WHAT YOU WILL DO: In this exercise, return the whole listing exactly, excluding any images.

STORED DATA:

>> Start

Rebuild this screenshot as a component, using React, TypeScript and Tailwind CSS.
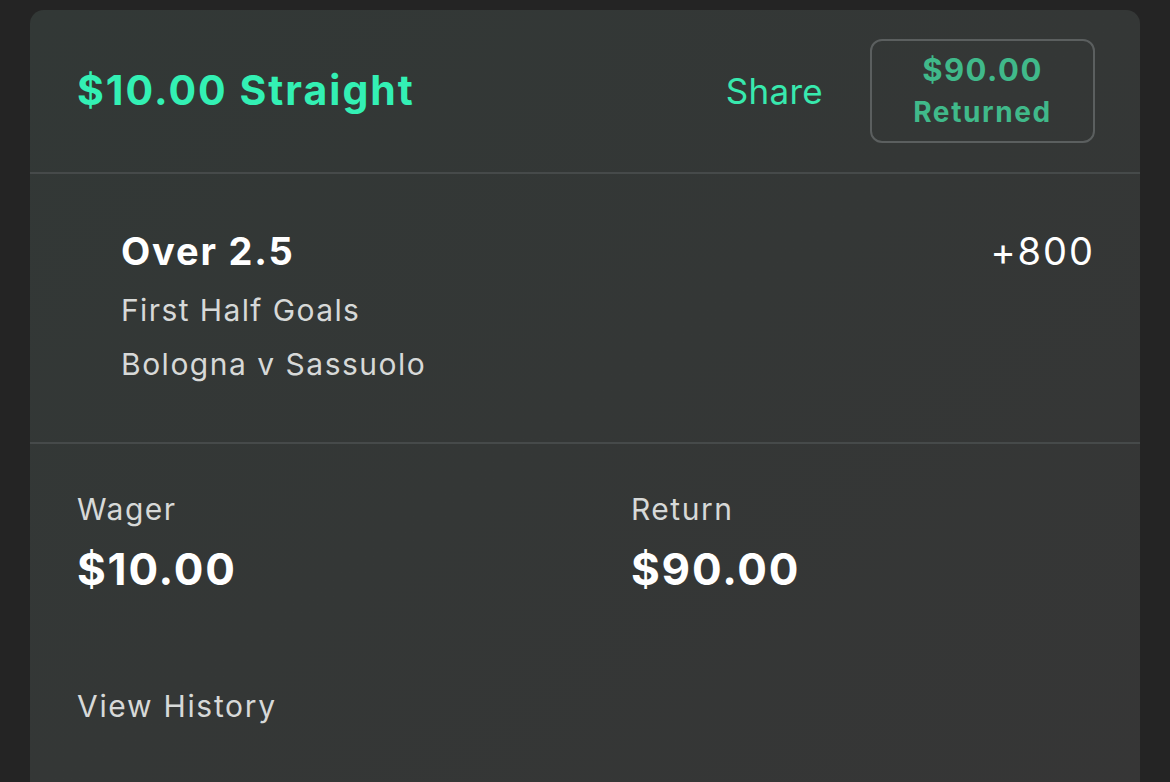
export default function App() {
  return (
    <div
      className="min-h-[782px] w-full bg-[#242424] px-[30px] pt-[10px] overflow-hidden"
      style={{ fontFamily: "Inter, 'Noto Sans', sans-serif" }}
    >
      <div className="h-[800px] rounded-t-[14px] bg-gradient-to-br from-[#323836] to-[#363636]">
        {/* Header */}
        <div className="flex h-[164px] items-center border-b-2 border-[#464a4a] pl-[47px] pr-[45px]">
          <h1 className="flex-1 text-[41px] font-bold tracking-[2px] text-[#33f0b4]">$10.00 Straight</h1>
          <span className="mr-[47px] text-[35px] tracking-[0.3px] text-[#38e9ae]">Share</span>
          <div className="flex h-[104px] w-[225px] flex-col items-center justify-center rounded-[12px] border-2 border-[#5b5f5f]">
            <span className="text-[31px] font-bold leading-[43px] tracking-[1.5px] text-[#40b98a]">$90.00</span>
            <span className="text-[28px] font-bold leading-[43px] tracking-[1.6px] text-[#40b98a]">Returned</span>
          </div>
        </div>

        {/* Selection */}
        <div className="flex h-[270px] border-b-2 border-[#464a4a] pl-[91px] pr-[45px] pt-[49px]">
          <div className="flex-1">
            <div className="text-[38px] font-bold leading-[56px] tracking-[1.8px] text-white">Over 2.5</div>
            <div className="mt-[4px] text-[30px] leading-[54px] tracking-[1.4px] text-[#d7d9d8]">First Half Goals</div>
            <div className="text-[30px] leading-[54px] tracking-[1.5px] text-[#d7d9d8]">Bologna v Sassuolo</div>
          </div>
          <div className="text-[38px] leading-[56px] tracking-[2px] text-white">+800</div>
        </div>

        {/* Totals */}
        <div className="grid grid-cols-[554px_1fr] pl-[47px] pt-[45px]">
          <div>
            <div className="text-[30px] leading-[40px] tracking-[1.5px] text-[#d7d9d8]">Wager</div>
            <div className="mt-[12px] text-[44px] font-bold leading-[56px] tracking-[1.8px] text-white">$10.00</div>
          </div>
          <div>
            <div className="text-[30px] leading-[40px] tracking-[1.5px] text-[#d7d9d8]">Return</div>
            <div className="mt-[12px] text-[44px] font-bold leading-[56px] tracking-[1.8px] text-white">$90.00</div>
          </div>
        </div>

        <div className="pl-[47px] pt-[89px] text-[30px] leading-[40px] tracking-[1.7px] text-[#d7d9d8]">View History</div>
      </div>
    </div>
  );
}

>> End

THE OUTPUT:
Rebuild this screenshot as a component, using React, TypeScript and Tailwind CSS.
export default function App() {
  return (
    <div
      className="min-h-[782px] w-full bg-[#242424] px-[30px] pt-[10px] overflow-hidden"
      style={{ fontFamily: "Inter, 'Noto Sans', sans-serif" }}
    >
      <div className="h-[800px] rounded-t-[14px] bg-gradient-to-br from-[#323836] to-[#363636]">
        {/* Header */}
        <div className="flex h-[164px] items-center border-b-2 border-[#464a4a] pl-[47px] pr-[45px]">
          <h1 className="flex-1 text-[41px] font-bold tracking-[2px] text-[#33f0b4]">$10.00 Straight</h1>
          <span className="mr-[47px] text-[35px] tracking-[0.3px] text-[#38e9ae]">Share</span>
          <div className="flex h-[104px] w-[225px] flex-col items-center justify-center rounded-[12px] border-2 border-[#5b5f5f]">
            <span className="text-[31px] font-bold leading-[43px] tracking-[1.5px] text-[#40b98a]">$90.00</span>
            <span className="text-[28px] font-bold leading-[43px] tracking-[1.6px] text-[#40b98a]">Returned</span>
          </div>
        </div>

        {/* Selection */}
        <div className="flex h-[270px] border-b-2 border-[#464a4a] pl-[91px] pr-[45px] pt-[49px]">
          <div className="flex-1">
            <div className="text-[38px] font-bold leading-[56px] tracking-[1.8px] text-white">Over 2.5</div>
            <div className="mt-[4px] text-[30px] leading-[54px] tracking-[1.4px] text-[#d7d9d8]">First Half Goals</div>
            <div className="text-[30px] leading-[54px] tracking-[1.5px] text-[#d7d9d8]">Bologna v Sassuolo</div>
          </div>
          <div className="text-[38px] leading-[56px] tracking-[2px] text-white">+800</div>
        </div>

        {/* Totals */}
        <div className="grid grid-cols-[554px_1fr] pl-[47px] pt-[45px]">
          <div>
            <div className="text-[30px] leading-[40px] tracking-[1.5px] text-[#d7d9d8]">Wager</div>
            <div className="mt-[12px] text-[44px] font-bold leading-[56px] tracking-[1.8px] text-white">$10.00</div>
          </div>
          <div>
            <div className="text-[30px] leading-[40px] tracking-[1.5px] text-[#d7d9d8]">Return</div>
            <div className="mt-[12px] text-[44px] font-bold leading-[56px] tracking-[1.8px] text-white">$90.00</div>
          </div>
        </div>

        <div className="pl-[47px] pt-[89px] text-[30px] leading-[40px] tracking-[1.7px] text-[#d7d9d8]">View History</div>
      </div>
    </div>
  );
}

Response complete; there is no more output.